Tuesday, June 24, 2008

A Cost-Driven Approach to Role Engineering

@inproceedings{1364198,
author = {Alessandro Colantonio and Roberto Di Pietro and Alberto Ocello},
title = {A cost-driven approach to role engineering},
booktitle = {SAC '08: Proceedings of the 2008 ACM symposium on Applied computing},
year = {2008},
month = {March},
isbn = {978-1-59593-753-7},
pages = {2129--2136},
location = {Fortaleza, Ceara, Brazil},
publisher = {ACM},
address = {New York, NY, USA}
}
This paper proposes association mining with cost analysis for role engineering (RBAM - Role Based Associate Rule Mining). A cost function that reduces the number of roles and role relationships as well as an attribute cost of the role is used. The attribute cost represents available business semantics that are available. In absence of high level information, role and role relationship cost is used. Association mining is performed on roles to identify inheritance relationships.
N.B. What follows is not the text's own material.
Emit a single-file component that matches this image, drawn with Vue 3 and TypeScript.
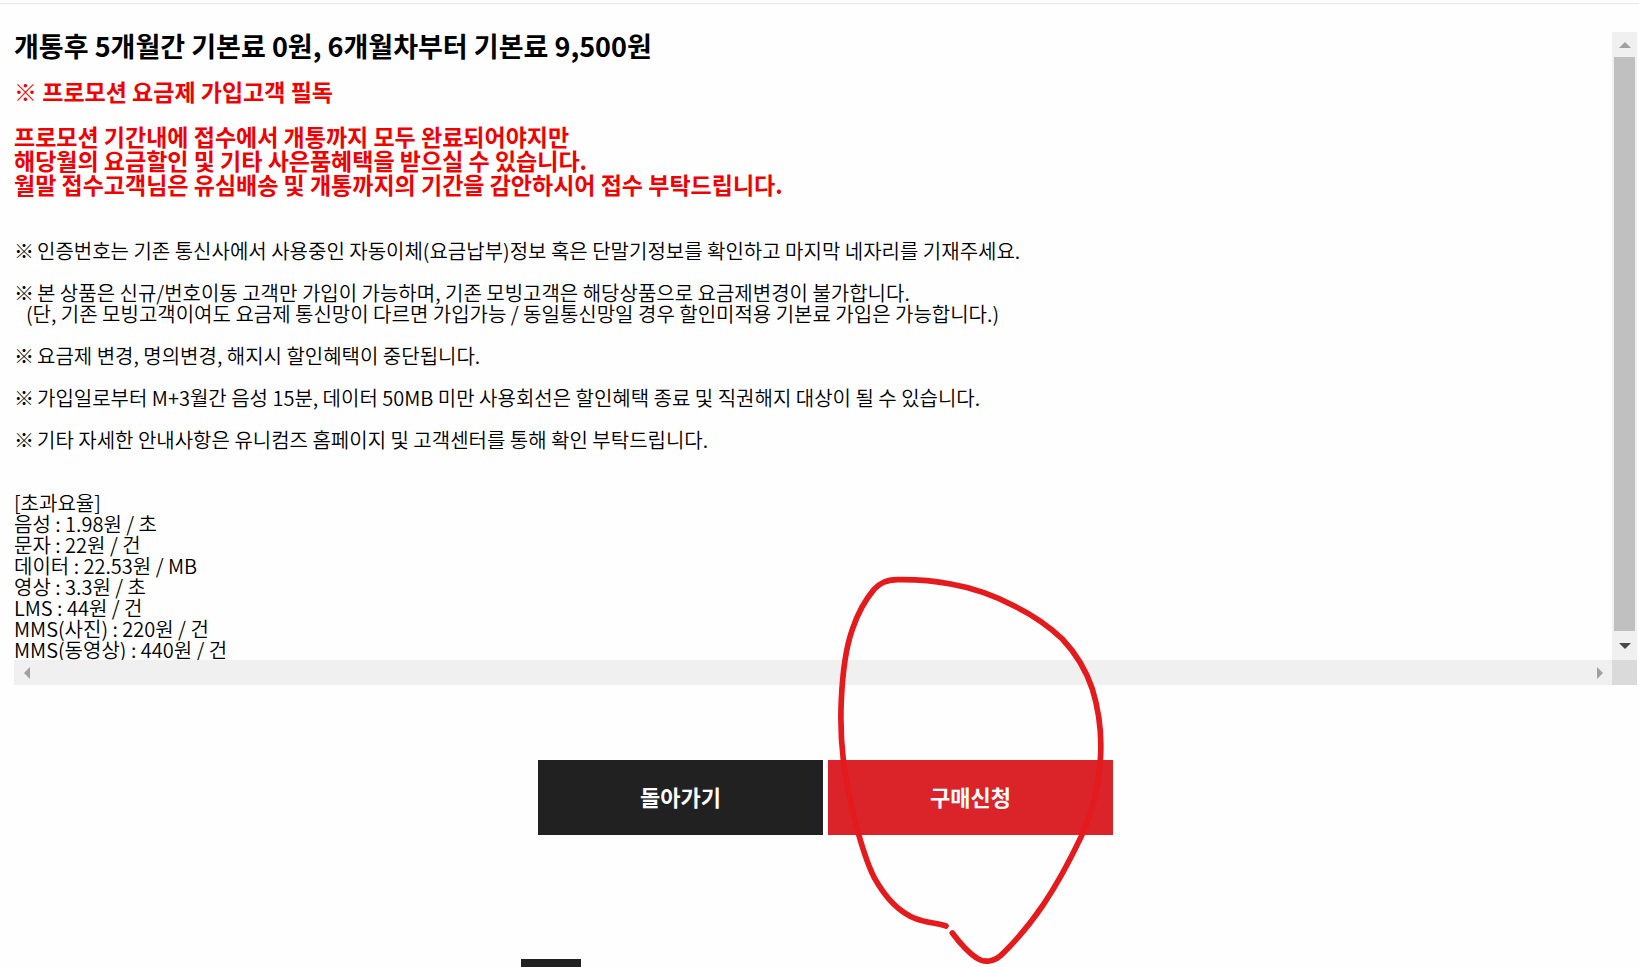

The following metrics are presented
support of a role - percent of users assigned permissions in the role
actual support of a role - percentage of users assigned the role
grade of a role - number of permissions assigned to a role
confidence of two hierarchically related roles - ratio of number of users assigned to superrole to the number of users assigned to subrole

Cost components are analysed and the cost of deleting a role is evaluated in accordance with their cost model.

Their approach is as follows:
Using a priori, generate a lattice of all possible combinations of assigned permissions as roles above a frequency threshold, removing roles with low support. Remove roles that no users are directly assigned to. Remove roles if doing so does not modify the access control matrix and the cost improves.